• [PROBLEM DESCRIPTION]: Scan the data for lines with "components" and report the count by itself.

• [INPUT]:
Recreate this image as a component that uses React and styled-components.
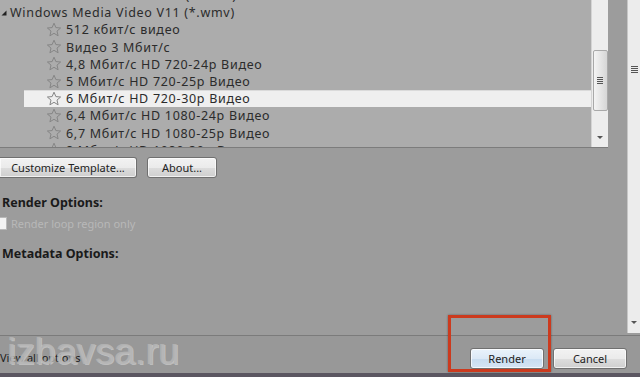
import React from "react";
import styled, { createGlobalStyle } from "styled-components";

const GlobalStyle = createGlobalStyle`
  html, body {
    margin: 0;
    padding: 0;
    overflow: hidden;
    background: #9c9c9c;
  }
`;

const Window = styled.div`
  width: 640px;
  height: 377px;
  display: flex;
  flex-direction: column;
  font-family: "Noto Sans", "Open Sans", sans-serif;
  font-size: 11px;
  color: #222;
  background: #9c9c9c;
  overflow: hidden;
  position: relative;
`;

const Main = styled.div`
  height: 335px;
  display: flex;
`;

const LeftColumn = styled.div`
  width: 628px;
  display: flex;
  flex-direction: column;
`;

const ListArea = styled.div`
  height: 147px;
  display: flex;
  border-bottom: 1px solid #7c7c7c;
  width: 608px;
`;

const TreeList = styled.div`
  width: 592px;
  background: #acacac;
  overflow: hidden;
`;

const TreeInner = styled.div`
  margin-top: -13px;
  font-size: 12.5px;
  letter-spacing: 0.7px;
`;

const Row = styled.div`
  height: 17.2px;
  display: flex;
  align-items: center;
  padding-left: ${({ indent }) => indent}px;
  margin-left: ${({ selected }) => (selected ? "24px" : "0")};
  background: ${({ selected }) => (selected ? "#efefef" : "transparent")};
  box-shadow: ${({ selected }) => (selected ? "inset 0 1px 0 #dadada" : "none")};
  white-space: nowrap;
  color: #2b2b2b;
`;

const Expander = styled.span`
  width: 10px;
  display: inline-flex;
  justify-content: flex-start;
  padding-left: 1px;
  box-sizing: border-box;
`;

const StarWrap = styled.span`
  width: 16px;
  height: 16px;
  display: inline-flex;
  margin-right: 4px;
`;

const VScroll = styled.div`
  width: 16px;
  background: #ededed;
  border-left: 1px solid #d4d4d4;
  position: relative;
  display: flex;
  flex-direction: column;
  align-items: center;
`;

const Thumb = styled.div`
  margin-top: ${({ top }) => top}px;
  width: ${({ w }) => w}px;
  height: ${({ h }) => h}px;
  border: 1px solid #a9a9a9;
  border-radius: 2px;
  background: linear-gradient(to right, #f4f4f4, #e2e2e2 60%, #d6d6d6);
  display: flex;
  align-items: center;
  justify-content: center;
  box-sizing: border-box;
`;

const Grip = styled.div`
  width: 6px;
  height: 8px;
  background: repeating-linear-gradient(
    to bottom,
    #555 0,
    #555 1px,
    transparent 1px,
    transparent 2px
  );
`;

const Arrow = styled.div`
  position: absolute;
  bottom: ${({ bottom }) => bottom}px;
  left: 50%;
  margin-left: -3px;
  width: 0;
  height: 0;
  border-left: 3px solid transparent;
  border-right: 3px solid transparent;
  border-top: 3px solid #555;
`;

const Options = styled.div`
  flex: 1;
  display: flex;
  flex-direction: column;
`;

const ButtonRow = styled.div`
  display: flex;
  gap: 10px;
  margin-top: 9px;
`;

const Button = styled.button`
  height: 21px;
  width: ${({ w }) => w}px;
  padding: 0;
  font-family: inherit;
  font-size: 11px;
  color: #222;
  border: 1px solid #707070;
  border-radius: 3px;
  background: ${({ primary }) =>
    primary
      ? "linear-gradient(to bottom, #eaf3fb 0%, #dce9f6 50%, #c8dcf0 51%, #d6e5f4 100%)"
      : "linear-gradient(to bottom, #f2f2f2 0%, #ebebeb 50%, #dddddd 51%, #cfcfcf 100%)"};
  box-shadow: inset 0 0 0 1px rgba(255, 255, 255, 0.7);
`;

const FirstButton = styled(Button)`
  border-left: none;
  border-radius: 0 3px 3px 0;
`;

const SectionTitle = styled.div`
  font-weight: bold;
  font-size: 12.5px;
  color: #1a1a1a;
  margin-left: 2px;
  margin-top: ${({ mt }) => mt}px;
  line-height: 16px;
`;

const CheckRow = styled.div`
  display: flex;
  align-items: center;
  margin-top: 5px;
  height: 14px;
`;

const Check = styled.span`
  width: 6px;
  height: 11px;
  background: #f3f3f3;
  border: 1px solid #b9b9b9;
  border-left: none;
  margin-right: 4px;
`;

const Disabled = styled.span`
  color: #b8b8b8;
`;

const OuterScroll = styled.div`
  width: 12px;
  background: #ececec;
  border-left: 1px solid #c6c6c6;
  position: relative;
  display: flex;
  flex-direction: column;
  align-items: flex-start;
  height: 333px;
`;

const OuterGrip = styled.div`
  margin-top: 66px;
  margin-left: 3px;
  width: 7px;
  height: 8px;
  background: repeating-linear-gradient(
    to bottom,
    #555 0,
    #555 1px,
    transparent 1px,
    transparent 2px
  );
`;

const Footer = styled.div`
  height: 37px;
  background: #989898;
  border-top: 1px solid #7b7b7b;
  display: flex;
  align-items: center;
  position: relative;
`;

const ViewAll = styled.span`
  color: #1c1c1c;
  margin-top: 5px;
  flex: 1;
`;

const FooterButtons = styled.div`
  display: flex;
  gap: 9px;
  margin-right: 13px;
  margin-top: 7px;
`;

const Watermark = styled.div`
  position: absolute;
  left: 8px;
  top: -5px;
  font-family: "Liberation Sans", Arial, sans-serif;
  font-size: 37px;
  color: rgba(178, 178, 178, 0.75);
  text-shadow: 1px 1px 0 rgba(215, 215, 215, 0.6), -1px 0 0 rgba(200, 200, 200, 0.5);
  pointer-events: none;
  letter-spacing: 0.3px;
`;

const Highlight = styled.div`
  position: absolute;
  left: 448px;
  top: 315px;
  width: 103px;
  height: 57px;
  border: 3px solid #cc3a1e;
  box-sizing: border-box;
  box-shadow: 0 0 2px rgba(0, 0, 0, 0.4);
  pointer-events: none;
`;

const BottomStrip = styled.div`
  height: 4px;
  background: #5b5661;
`;

const Star = () => (
  <svg width="16" height="16" viewBox="0 0 16 16">
    <path
      d="M8 1.2 L9.9 5.6 L14.6 6 L11 9.1 L12.1 13.8 L8 11.3 L3.9 13.8 L5 9.1 L1.4 6 L6.1 5.6 Z"
      fill="none"
      stroke="#858585"
      strokeWidth="1"
      strokeLinejoin="round"
    />
  </svg>
);

const DownTriangle = () => (
  <svg width="6" height="6" viewBox="0 0 6 6">
    <path d="M5.5 0.5 L5.5 5.5 L0.5 5.5 Z" fill="#222" />
  </svg>
);

const presets = [
  "512 кбит/с видео",
  "Видео 3 Мбит/с",
  "4,8 Мбит/с HD 720-24p Видео",
  "5 Мбит/с HD 720-25p Видео",
  "6 Мбит/с HD 720-30p Видео",
  "6,4 Мбит/с HD 1080-24p Видео",
  "6,7 Мбит/с HD 1080-25p Видео",
  "8 Мбит/с HD 1080-30p Видео",
];

export default function App() {
  return (
    <>
      <GlobalStyle />
      <Window>
        <Main>
          <LeftColumn>
            <ListArea>
              <TreeList>
                <TreeInner>
                  <Row indent={0}>
                    <Expander>
                      <DownTriangle />
                    </Expander>
                    Windows Media Audio V11 (*.wma)
                  </Row>
                  <Row indent={0}>
                    <Expander>
                      <DownTriangle />
                    </Expander>
                    Windows Media Video V11 (*.wmv)
                  </Row>
                  {presets.map((p, i) => (
                    <Row
                      key={p}
                      indent={i === 4 ? 22 : 46}
                      selected={i === 4}
                    >
                      <StarWrap>
                        <Star />
                      </StarWrap>
                      {p}
                    </Row>
                  ))}
                </TreeInner>
              </TreeList>
              <VScroll>
                <Thumb top={50} w={15} h={61}>
                  <Grip />
                </Thumb>
                <Arrow bottom={8} />
              </VScroll>
            </ListArea>
            <Options>
              <ButtonRow>
                <FirstButton w={137}>Customize Template...</FirstButton>
                <Button w={70}>About...</Button>
              </ButtonRow>
              <SectionTitle mt={17}>Render Options:</SectionTitle>
              <CheckRow>
                <Check />
                <Disabled>Render loop region only</Disabled>
              </CheckRow>
              <SectionTitle mt={16}>Metadata Options:</SectionTitle>
            </Options>
          </LeftColumn>
          <OuterScroll>
            <OuterGrip />
            <Arrow bottom={9} />
          </OuterScroll>
        </Main>
        <Footer>
          <ViewAll>View all options</ViewAll>
          <FooterButtons>
            <Button primary w={74}>
              Render
            </Button>
            <Button w={74}>Cancel</Button>
          </FooterButtons>
          <Watermark>izbavsa.ru</Watermark>
        </Footer>
        <BottomStrip />
        <Highlight />
      </Window>
    </>
  );
}
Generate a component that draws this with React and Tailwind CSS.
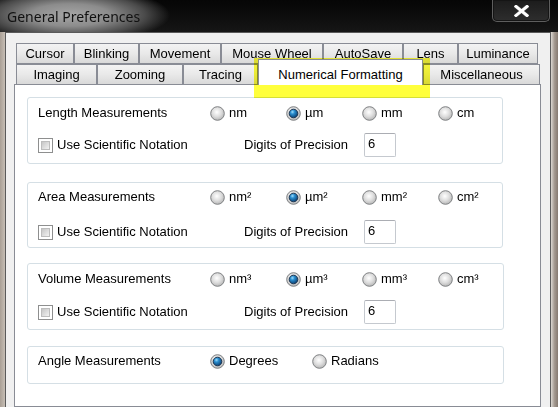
import React, { useId } from "react";

const row1 = [
  ["Cursor", "w-[58px]"],
  ["Blinking", "w-[65px]"],
  ["Movement", "w-[82px]"],
  ["Mouse Wheel", "w-[102px]"],
  ["AutoSave", "w-[80px]"],
  ["Lens", "w-[55px]"],
  ["Luminance", "w-[80px]"],
];

const row2 = [
  ["Imaging", "w-[81px]"],
  ["Zooming", "w-[86px]"],
  ["Tracing", "w-[75px]"],
  ["Numerical Formatting", "w-[165px]", true],
  ["Miscellaneous", "w-[117px]"],
];

const Radio = ({ label, checked }) => {
  const id = useId().replace(/[^a-zA-Z0-9]/g, "");
  return (
    <div className="flex items-center gap-[4px]">
      <svg width="15" height="15" viewBox="0 0 15 15" className="shrink-0">
        <defs>
          <radialGradient id={`bg${id}`} cx="45%" cy="40%" r="60%">
            <stop offset="0%" stopColor="#ffffff" />
            <stop offset="55%" stopColor="#dedede" />
            <stop offset="100%" stopColor="#b8b8b8" />
          </radialGradient>
          <radialGradient id={`dot${id}`} cx="38%" cy="32%" r="70%">
            <stop offset="0%" stopColor="#9fdcfb" />
            <stop offset="35%" stopColor="#2a8fd0" />
            <stop offset="100%" stopColor="#0b3f72" />
          </radialGradient>
        </defs>
        <circle cx="7.5" cy="7.5" r="6.8" fill={`url(#bg${id})`} stroke="#7f8183" strokeWidth="1" />
        {checked && (
          <circle cx="7.5" cy="7.5" r="4.3" fill={`url(#dot${id})`} stroke="#1d3550" strokeWidth="1" />
        )}
      </svg>
      <span>{label}</span>
    </div>
  );
};

const Checkbox = () => (
  <div className="h-[15px] w-[15px] shrink-0 border border-[#8e8f8f] bg-white p-[2px]">
    <div className="h-full w-full border border-[#bdbdbd] bg-linear-to-br from-[#c6c6c6] to-[#f2f2f2]" />
  </div>
);

const UnitRow = ({ title, units, selected }) => (
  <div className="flex h-[20px] items-center">
    <div className="w-[172px] shrink-0">{title}</div>
    {units.map((u) => (
      <div key={u} className="w-[76px] shrink-0">
        <Radio label={u} checked={u === selected} />
      </div>
    ))}
  </div>
);

const PrecisionRow = () => (
  <div className="flex h-[26px] items-center">
    <div className="flex w-[206px] shrink-0 items-center gap-[4px]">
      <Checkbox />
      <span>Use Scientific Notation</span>
    </div>
    <span className="w-[120px] shrink-0">Digits of Precision</span>
    <div className="h-[24px] w-[32px] rounded-[2px] border border-[#c5c9cf] border-t-[#abadb3] bg-white pl-[3px] leading-[19px]">
      6
    </div>
  </div>
);

const Tab = ({ label, width, active }) =>
  active ? (
    <div
      className={`${width} relative z-10 -mb-px flex h-[26px] shrink-0 items-start justify-center border border-b-0 border-[#898c95] bg-white pt-[5px]`}
    >
      {label}
    </div>
  ) : (
    <div
      className={`${width} flex h-[21px] shrink-0 items-center justify-center border border-[#898c95] bg-linear-to-b from-[#f3f3f3] via-[#e9e9e9] to-[#d9d9d9]`}
    >
      {label}
    </div>
  );

export default function App() {
  return (
    <div className="relative flex h-[407px] w-[558px] flex-col overflow-hidden bg-[#0c0c0c] font-['Liberation_Sans',Arial,sans-serif] text-[13px] text-black">
      {/* Title bar */}
      <div className="flex h-[32px] shrink-0 items-start bg-linear-to-b from-[#060606] to-[#161616]">
        <div className="flex h-[32px] w-[170px] items-center bg-[radial-gradient(ellipse_100px_28px_at_70px_15px,#a6a6a6_0%,#8c8c8c_40%,#4a4a4a_75%,rgba(20,20,20,0)_100%)] pl-[7px] font-['Noto_Sans',sans-serif] text-[14px] text-[#111]">
          General Preferences
        </div>
        <div className="ml-auto mr-[8px] flex h-[22px] w-[58px] items-center justify-center rounded-b-[5px] border border-t-0 border-[#5e5e5e] bg-linear-to-b from-[#1c1c1c] to-[#2e2e2e] shadow-[inset_0_0_0_1px_#151515]">
          <svg width="15" height="12" viewBox="0 0 15 12">
            <path d="M2 1.5 L13 10.5 M13 1.5 L2 10.5" stroke="#3a3a3a" strokeWidth="4.4" strokeLinecap="square" />
            <path d="M2 1.5 L13 10.5 M13 1.5 L2 10.5" stroke="#ffffff" strokeWidth="3" strokeLinecap="square" />
          </svg>
        </div>
      </div>

      {/* Window body */}
      <div className="flex min-h-0 flex-1">
        <div className="w-[5px] shrink-0 bg-linear-to-r from-[#a99f95] to-[#c6beb5]" />
        <div className="flex w-[546px] shrink-0 flex-col border-x border-t border-[#5a5a5a] bg-[#f0f0f0] pl-[8px] pt-[10px]">
          {/* Tabs */}
          <div className="flex flex-col pl-[2px]">
            <div className="flex">
              {row1.map(([label, width]) => (
                <Tab key={label} label={label} width={width} />
              ))}
            </div>
            <div className="flex h-[20px] items-end">
              {row2.map(([label, width, active]) =>
                active ? (
                  <Tab key={label} label={label} width={width} active />
                ) : (
                  <div
                    key={label}
                    className={`${width} flex h-[20px] shrink-0 items-center justify-center border border-b-0 border-[#898c95] bg-linear-to-b from-[#f3f3f3] via-[#e9e9e9] to-[#d9d9d9]`}
                  >
                    {label}
                  </div>
                )
              )}
            </div>
          </div>

          {/* Panel */}
          <div className="flex w-[527px] flex-1 flex-col border border-[#898c95] bg-white pl-[12px] pt-[12px]">
            <div className="w-[476px] rounded-[3px] border border-[#d5dfe5] pl-[10px] pt-[5px] pb-[5px]">
              <UnitRow title="Length Measurements" units={["nm", "µm", "mm", "cm"]} selected="µm" />
              <div className="mt-[9px]">
                <PrecisionRow />
              </div>
            </div>

            <div className="mt-[18px] w-[476px] rounded-[3px] border border-[#d5dfe5] pl-[10px] pt-[4px] pb-[2px]">
              <UnitRow title="Area Measurements" units={["nm²", "µm²", "mm²", "cm²"]} selected="µm²" />
              <div className="mt-[12px]">
                <PrecisionRow />
              </div>
            </div>

            <div className="mt-[15px] w-[477px] rounded-[3px] border border-[#d5dfe5] pl-[10px] pt-[5px] pb-[4px]">
              <UnitRow title="Volume Measurements" units={["nm³", "µm³", "mm³", "cm³"]} selected="µm³" />
              <div className="mt-[10px]">
                <PrecisionRow />
              </div>
            </div>

            <div className="mt-[16px] w-[477px] rounded-[3px] border border-[#d5dfe5] pl-[10px] pt-[4px] pb-[12px]">
              <div className="flex h-[20px] items-center">
                <div className="w-[172px] shrink-0">Angle Measurements</div>
                <div className="w-[102px] shrink-0">
                  <Radio label="Degrees" checked />
                </div>
                <Radio label="Radians" />
              </div>
            </div>
          </div>
        </div>
        <div className="w-[7px] shrink-0 bg-linear-to-r from-[#dcd8d2] via-[#a39990] to-[#857a71]" />
      </div>

      {/* highlighter mark over the active tab */}
      <div className="pointer-events-none absolute left-[254px] top-[58px] h-[40px] w-[176px] bg-[#ffff3c] mix-blend-multiply" />
    </div>
  );
}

• [WORKED ANSWER]: 2